AbstractHuman social life is dependent on and structured by the many social relationships between individuals. Young and old, we are engaged in relationships both as first-party participants and as third-party observers. The developmental study of how we think about relationships is the topic of the current dissertation. The three papers provide insight into children’s conceptualization and reasoning about affiliative and hierarchical relationships from different angles.
Paper 1 examined children’s third-party inferences about friendship and preferences from reported dyadic information. Four-year-olds inferred friendship between individuals based on reports of joint activities, and reports of similarity, but not based on arbitrary links. Children also privileged joint activities over similarity when asked to adjudicate between the two. Further, four-year-olds expected individuals who had engaged in a joint activity to be playmates as well as friends, and to also share preferences for novel games, but not novel foods. These findings shed crucial light on preschoolers’ ability to infer friendship between others, and add to our knowledge of their concept of friendship.

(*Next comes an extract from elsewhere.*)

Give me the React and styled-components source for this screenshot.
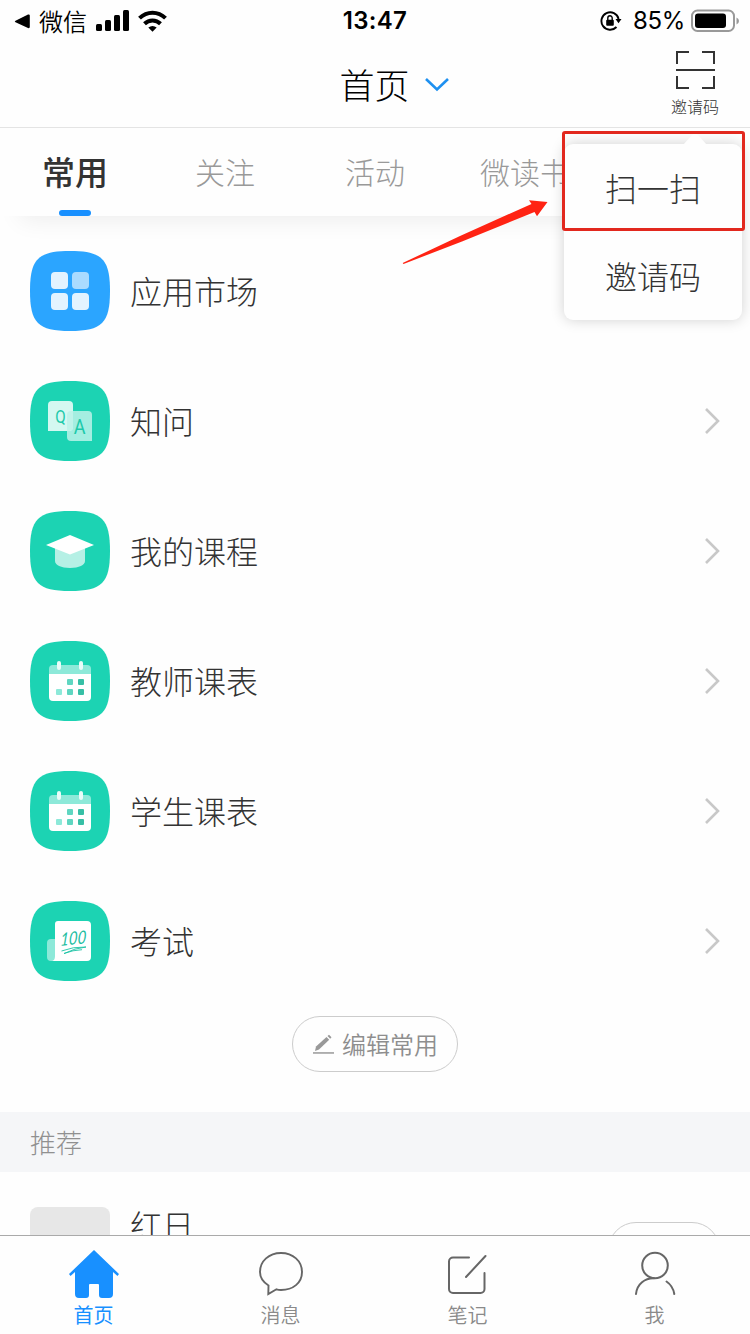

Paper 2 tested preschoolers’ inferences about affiliation and continued imitation of the same target based on observed imitation. We found that even three-year-olds have an explicit concept of imitation, but that the abilities of three- to five-year-olds in making spontaneous inferences from imitation are limited. Interestingly, performance improves significantly when imitation is highlighted for children, either through drawing their attention to the fact that the imitator is copying the target (propositional scaffolding) or by priming the concept of imitation ahead of the task. These findings provide some answers to the puzzling discontinuity between previously reported success in infancy on the one hand and failure at age four on the other.
Paper 3 changed focus to hierarchical relationships, tackling children’s inferential abilities with regard to the cues and consequences of dominance and prestige. We compared participants in the UK with those in China, where ethnographic evidence reveals strong norms about prestigious individuals yielding to others, even those lower in status. We found that children around age six distinguished between cues to dominance and prestige in both countries. Importantly, we also found empirical evidence for a cultural difference. The norm surrounding prestige in Chinese culture manifested in adults’ and children’s inferences about who would win a conflict over a desired resource between low- and high-status parties.